• Given exercise
Pictures stay out of this copy; please retype only the lines from the start of the records through the line with "import React from 'react'".

• Given records
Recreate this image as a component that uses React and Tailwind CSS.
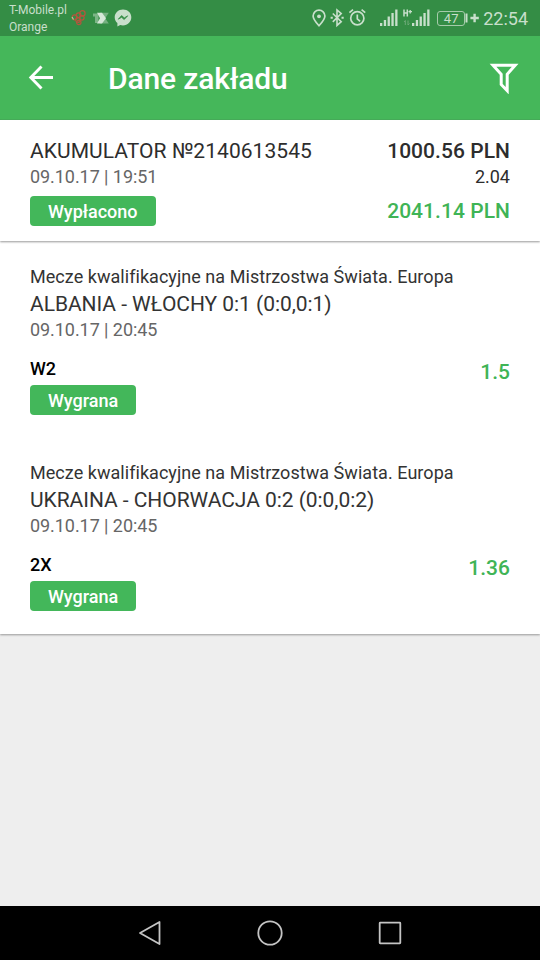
import React from 'react'

const bets = [
  {
    id: 1,
    league: 'Mecze kwalifikacyjne na Mistrzostwa Świata. Europa',
    match: 'ALBANIA - WŁOCHY 0:1 (0:0,0:1)',
    date: '09.10.17 | 20:45',
    pick: 'W2',
    odds: '1.5',
    status: 'Wygrana',
  },
  {
    id: 2,
    league: 'Mecze kwalifikacyjne na Mistrzostwa Świata. Europa',
    match: 'UKRAINA - CHORWACJA 0:2 (0:0,0:2)',
    date: '09.10.17 | 20:45',
    pick: '2X',
    odds: '1.36',
    status: 'Wygrana',
  },
]

const Badge = ({ children }) => (
  <span className="flex h-[30px] w-fit items-center rounded-[4px] bg-[#43b75a] px-[18px] pt-[1px] text-[18px] font-medium leading-[28px] text-white">
    {children}
  </span>
)

const Signal = () => (
  <svg width="18" height="18" viewBox="0 0 18 18" fill="#c8dfcb">
    <rect x="0" y="14" width="2.3" height="3" />
    <rect x="3.8" y="11" width="2.3" height="6" />
    <rect x="7.6" y="7.5" width="2.3" height="9.5" />
    <rect x="11.4" y="4" width="2.3" height="13" />
    <rect x="15.2" y="0.5" width="2.3" height="16.5" />
  </svg>
)

const StatusBar = () => (
  <div className="flex h-[36px] items-center bg-[#348d45] pl-[9px] pr-[12px] text-[#c8dfcb]">
    <div className="w-[62px] whitespace-nowrap text-[12px] leading-[16px] tracking-[-0.02px]">
      <p>T-Mobile.pl</p>
      <p className="pt-[1px]">Orange</p>
    </div>
    <svg className="shrink-0" width="62" height="20" viewBox="0 0 62 20" fill="none">
      <g stroke="#b5553d" strokeWidth="1.2">
        <circle cx="3.6" cy="9.3" r="2.5" />
        <circle cx="7.6" cy="7.3" r="2.4" />
        <circle cx="11.4" cy="5.4" r="2.7" />
        <circle cx="10.8" cy="9.8" r="2.3" />
        <circle cx="7" cy="12" r="2.3" />
        <circle cx="7.8" cy="14.5" r="2.2" />
      </g>
      <path d="M1 9l1.5 2.5" stroke="#b9c9a0" strokeWidth="1.2" />
      <path d="M22 5.5h5.500V15H24V8.500h-2z" fill="#7db587" />
      <path d="M29 4.800h8.800l-3.600 5.400 3.600 5.200H29z" fill="#76b080" />
      <path d="M26 4.800h5l4 5.400-4 5.200h-5l3-5.200z" fill="#d5e7d7" />
      <path
        d="M52 1.500c-4.700 0-8.300 3.400-8.300 7.800 0 2.400 1 4.400 2.700 5.800v3.500l2.800-1.600c.9.300 1.800.4 2.800.4 4.700 0 8.300-3.500 8.300-8.100s-3.600-7.800-8.300-7.800z"
        fill="#c8dfcb"
      />
      <path d="M47.300 11.200l3.300-3.600 2.700 2.300 3.400-2.100-3.500 3.700-2.600-2.200z" fill="#348d45" stroke="#348d45" strokeWidth="0.8" />
    </svg>
    <div className="ml-auto flex items-center">
      <svg width="56" height="20" viewBox="0 0 56 20" fill="none" stroke="#c8dfcb" strokeWidth="1.7">
        <path d="M8 17.800C5 14.500 2.100 11.200 2.100 8A5.900 5.900 0 0 1 13.900 8c0 3.200-2.900 6.500-5.900 9.800z" />
        <circle cx="8" cy="8.300" r="1.900" fill="#c8dfcb" stroke="none" />
        <path d="M21.800 5.500l8.400 8.200-4.200 3.700V2l4.200 3.600-8.400 8.300" strokeWidth="1.6" />
        <path d="M19.600 9.700h2.200M30.500 9.700h2.200" strokeWidth="2" />
        <circle cx="46.300" cy="10.300" r="6.600" />
        <path d="M46.300 6.500v4.300l2.800 2.500M38.400 4.700l3.600-3M50.600 1.700l3.600 3" />
      </svg>
      <div className="ml-[13px] flex">
        <Signal />
        <svg className="ml-[5px]" width="9" height="18" viewBox="0 0 9 18" fill="none">
          <path d="M1 0.500v7M4.300 0.500v7M1 4h3.300" stroke="#c8dfcb" strokeWidth="1.5" />
          <path d="M5.500 2.700h3.500M7.200 1v3.500" stroke="#c8dfcb" strokeWidth="1.3" />
          <path d="M2.300 16v-4.500L1 13M5 11.500V16l1.500-1.500" stroke="#6fab79" strokeWidth="1" />
        </svg>
        <Signal />
      </div>
      <div className="ml-[7px] flex h-[15px] w-[28px] items-center justify-center rounded-[3px] border border-[#a5cbaa] text-[13px] leading-none">
        47
      </div>
      <svg width="15" height="18" viewBox="0 0 15 18" fill="#c8dfcb">
        <rect x="0.500" y="4.500" width="2" height="9" />
        <path d="M8.400 4.800h2.400v3h3v2.400h-3v3H8.400v-3h-3V7.800h3z" />
      </svg>
      <span className="ml-[3px] pt-[2px] text-[18px] leading-[20px]">22:54</span>
    </div>
  </div>
)

const Header = () => (
  <header className="flex h-[84px] items-center border-b border-[#3fac53] bg-[#45b75a] pl-[28px] pr-[21px] text-white">
    <svg width="26" height="26" viewBox="0 0 26 26" fill="none" stroke="#fff" strokeWidth="2.9">
      <path d="M25 12.500H3M13.500 1.500L2.800 12.500l10.700 11" />
    </svg>
    <h1 className="ml-[54px] pt-[3px] text-[30px] font-medium leading-[44px] tracking-[-0.15px]">Dane zakładu</h1>
    <svg className="ml-auto" width="30" height="32" viewBox="0 0 30 32" fill="none" stroke="#fff" strokeWidth="3">
      <path d="M4 3.200h22.200L18.200 12.300v16.400l-6-6.200V12.300z" />
    </svg>
  </header>
)

const Bet = ({ bet }) => (
  <div className="h-[196px] pt-[23px]">
    <p className="text-[18px] leading-[26px] tracking-[0.045px] text-[#333]">{bet.league}</p>
    <p className="pt-[1px] text-[21px] leading-[26px] tracking-[-0.05px] text-[#333]">{bet.match}</p>
    <p className="text-[18px] leading-[26px] tracking-[-0.06px] text-[#666]">{bet.date}</p>
    <div className="mt-[13px] flex justify-between">
      <div>
        <p className="mb-[3px] text-[18px] font-medium leading-[26px] text-black">{bet.pick}</p>
        <Badge>{bet.status}</Badge>
      </div>
      <p className="pt-[1px] text-[21px] font-medium leading-[30px] text-[#3fb456]">{bet.odds}</p>
    </div>
  </div>
)

const App = () => {
  return (
    <div className="flex h-[960px] w-[540px] flex-col bg-[#eee] font-['Roboto',sans-serif]">
      <StatusBar />
      <Header />
      <section className="relative flex h-[121px] justify-between bg-white px-[30px] pt-[18px] shadow-[0_1px_2px_#999]">
        <div>
          <p className="text-[21px] leading-[26px] tracking-[0.05px] text-[#2d2d2d]">AKUMULATOR №2140613545</p>
          <p className="mb-[6px] text-[18px] leading-[26px] tracking-[-0.06px] text-[#666]">09.10.17 | 19:51</p>
          <Badge>Wypłacono</Badge>
        </div>
        <div className="text-right text-[#2d2d2d]">
          <p className="text-[21px] font-medium leading-[26px] tracking-[0.05px]">1000.56 PLN</p>
          <p className="mb-[6px] text-[18px] leading-[26px]">2.04</p>
          <p className="text-[21px] font-medium leading-[30px] tracking-[0.05px] text-[#3fb456]">2041.14 PLN</p>
        </div>
      </section>
      <section className="bg-white px-[30px] pb-[1px] shadow-[0_1px_2px_#999]">
        {bets.map((bet) => (
          <Bet key={bet.id} bet={bet} />
        ))}
      </section>
      <nav className="mt-auto flex h-[54px] items-center justify-center gap-[92px] bg-black">
        <svg width="28" height="28" viewBox="0 0 28 28" fill="none" stroke="#c4c4c4" strokeWidth="1.8" strokeLinejoin="round">
          <path d="M4 14L23.500 3v22z" />
        </svg>
        <svg width="28" height="28" viewBox="0 0 28 28" fill="none" stroke="#c4c4c4" strokeWidth="1.8">
          <circle cx="14" cy="14" r="11.7" />
        </svg>
        <svg width="28" height="28" viewBox="0 0 28 28" fill="none" stroke="#c4c4c4" strokeWidth="1.8">
          <rect x="3.7" y="3.7" width="20.6" height="20.6" rx="0.5" />
        </svg>
      </nav>
    </div>
  )
}

export default App
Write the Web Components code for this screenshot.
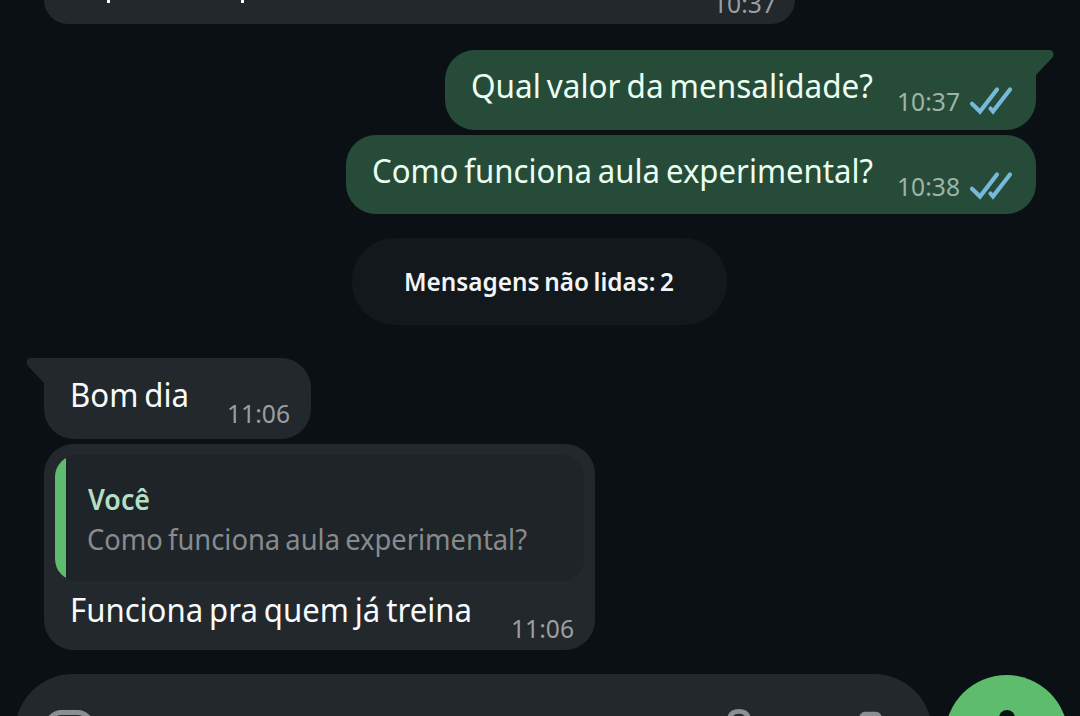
<!DOCTYPE html>
<html lang="pt-BR">
<head>
<meta charset="utf-8">
<title>Conversa</title>
<style>
html,body{margin:0;height:100%;overflow:hidden;background:#0b1014}
body{font-family:"Noto Sans","Open Sans",sans-serif}
</style>
</head>
<body>
<chat-screen></chat-screen>
<script>
const define=(name,html,setup)=>{
  const t=document.createElement('template');t.innerHTML=html;
  customElements.define(name,class extends HTMLElement{
    constructor(){super();this.attachShadow({mode:'open'}).append(t.content.cloneNode(true));}
    connectedCallback(){if(setup)setup.call(this,this.shadowRoot);}
  });
};

/* One line of text condensed to the advance width given in "w". */
define('fit-text',`<style>
:host{display:block;flex:none;white-space:nowrap;word-spacing:-.07em}
span{display:inline-block;transform-origin:0 50%;white-space:nowrap;vertical-align:top}
</style><span><slot></slot></span>`,function(r){
  const w=+this.getAttribute('w'),s=r.querySelector('span');
  this.style.width=w+'px';
  s.style.transform=`scaleX(${w/s.getBoundingClientRect().width})`;
});

define('read-ticks',`<style>:host{display:block;flex:none;width:44px;height:30px}svg{display:block}</style>
<svg width="44" height="30" viewBox="0 0 44 30" fill="none" stroke="#76b9d8" stroke-width="4.2" stroke-linecap="round" stroke-linejoin="miter">
<path d="M3 17.8 L11 25.5 L28 3.5"/><path d="M21.5 22.5 L24 25.5 L41 3.5"/></svg>`);

define('message-time',`<style>
:host{display:flex;flex:none;align-items:flex-start;color:#9b9ea1;font-size:25px;line-height:30px;height:30px}
:host([out]){color:#9cb5a6}
read-ticks{margin:0 2px 0 9px}
:host(:not([out])) read-ticks{display:none}
</style><fit-text w="63"><slot></slot></fit-text><read-ticks></read-ticks>`);

define('chat-bubble',`<style>
:host{display:block;position:relative;box-sizing:border-box;flex:none;background:#23282c;border-radius:30px;color:#f8fafb;font-size:32.8px;line-height:44px}
:host([out]){background:#274b39;color:#eafff1}
:host([tail=left]){border-top-left-radius:0}
:host([tail=right]){border-top-right-radius:0}
.row{display:flex;align-items:flex-start;justify-content:space-between;padding:14px 21px 0 26px}
::slotted(message-time){margin-top:22px}
svg{display:none;position:absolute;top:0}
:host([tail=left]) .l{display:block;left:-19px;fill:#23282c}
:host([tail=right]) .r{display:block;right:-19px;fill:#274b39}
</style>
<svg class="l" width="20" height="27"><path d="M20 0H6Q2 0 1.5 4Q1.3 6 3 8L19 25V27H20Z"/></svg>
<svg class="r" width="20" height="27"><path d="M0 0H14Q18 0 18.5 4Q18.7 6 17 8L1 25V27H0Z"/></svg>
<slot name="quote"></slot><div class="row"><slot></slot></div>`);

define('quoted-message',`<style>
:host{display:flex;height:126px;margin:0 11px;border-radius:22px;background:#1f2428;overflow:hidden}
i{display:block;flex:none;width:11px;background:#5fbb6d}
div{padding:24px 0 0 21px}
.name{margin-left:1px;color:#b5dfc4;font-weight:600;font-size:29.5px;line-height:40px}
.body{color:#878b8e;font-size:28.8px;line-height:40px}
</style><i></i><div><fit-text class="name" w="62">Você</fit-text><fit-text class="body" w="440"><slot></slot></fit-text></div>`);

define('unread-pill',`<style>
:host{display:flex;box-sizing:border-box;justify-content:center;align-items:center;align-self:center;width:375px;height:87px;border-radius:43px;background:#13181c;color:#f2f5f7;font-size:25.6px;font-weight:600;line-height:36px;flex:none;margin-right:2px}
</style><fit-text w="270"><slot></slot></fit-text>`);

define('cut-bubble',`<style>
:host{display:flex;flex:none;width:751px;height:24px;box-sizing:border-box;padding:0 19px 0 63px;background:#23282c;border-radius:0 0 30px 30px;overflow:hidden}
i{display:block;width:3px;height:3px;background:#f8fafb}
i+i{margin-left:131px}
message-time{margin:-12px 0 0 auto}
</style><i></i><i></i><message-time>10:37</message-time>`);

define('message-composer',`<style>
:host{display:flex;align-items:flex-start;height:42px;flex:none;overflow:hidden;padding-left:15px}
.field{display:flex;width:917px;height:116px;box-sizing:border-box;padding:35px 45px 0 31px;border-radius:58px;background:#23282c;flex:none}
.mic{display:flex;justify-content:center;width:123px;height:123px;box-sizing:border-box;padding-top:35px;border-radius:50%;background:#5dbd6c;margin:1px 0 0 13px;flex:none}
svg{display:block;flex:none}
.clip{margin-left:auto}.cam{margin:1px 0 0 104px}
</style>
<div class="field">
<svg width="48" height="46" fill="none" stroke="#8b8f93" stroke-width="5"><rect x="1.5" y="3.5" width="44" height="40" rx="14"/></svg>
<svg class="clip" width="24" height="46" fill="none" stroke="#8b8f93" stroke-width="4.8"><path d="M2.4 46V12Q2.4 2.4 12 2.4T21.6 12V46"/></svg>
<svg class="cam" width="32" height="40" fill="#8b8f93"><path d="M0 14L5 5Q7 1.7 10 1.7H21Q24 1.7 26 5L31 14V40H0Z"/></svg>
</div>
<div class="mic"><svg width="18" height="40"><rect x="1" y="0" width="16" height="36" rx="8" fill="#0b1014"/></svg></div>`);

define('chat-screen',`<style>
:host{display:flex;flex-direction:column;width:1080px;height:716px;overflow:hidden;background:#0b1014}
.in{margin-left:44px;align-self:flex-start}
.out{margin-right:44px;align-self:flex-end}
.a{margin-top:26px;width:591px;height:80px}
.b{margin-top:5px;width:690px;height:79px}
unread-pill{margin-top:24px}
.c{margin-top:33px;width:267px;height:81px}
.d{margin-top:5px;width:551px;height:206px;padding-top:11px}
message-composer{margin-top:24px}
.c fit-text{margin-top:1px}
.c message-time{margin-top:26px}
.d fit-text{margin-top:-7px}
.d message-time{margin-top:18px}
</style>
<cut-bubble class="in"></cut-bubble>
<chat-bubble class="out a" out tail="right"><fit-text w="402">Qual valor da mensalidade?</fit-text><message-time out>10:37</message-time></chat-bubble>
<chat-bubble class="out b" out><fit-text w="501">Como funciona aula experimental?</fit-text><message-time out>10:38</message-time></chat-bubble>
<unread-pill>Mensagens não lidas: 2</unread-pill>
<chat-bubble class="in c" tail="left"><fit-text w="119">Bom dia</fit-text><message-time>11:06</message-time></chat-bubble>
<chat-bubble class="in d"><quoted-message slot="quote">Como funciona aula experimental?</quoted-message><fit-text w="402">Funciona pra quem já treina</fit-text><message-time>11:06</message-time></chat-bubble>
<message-composer></message-composer>`);
</script>
</body>
</html>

• The reply
Recreate this image as a component that uses React and Tailwind CSS.
import React from 'react'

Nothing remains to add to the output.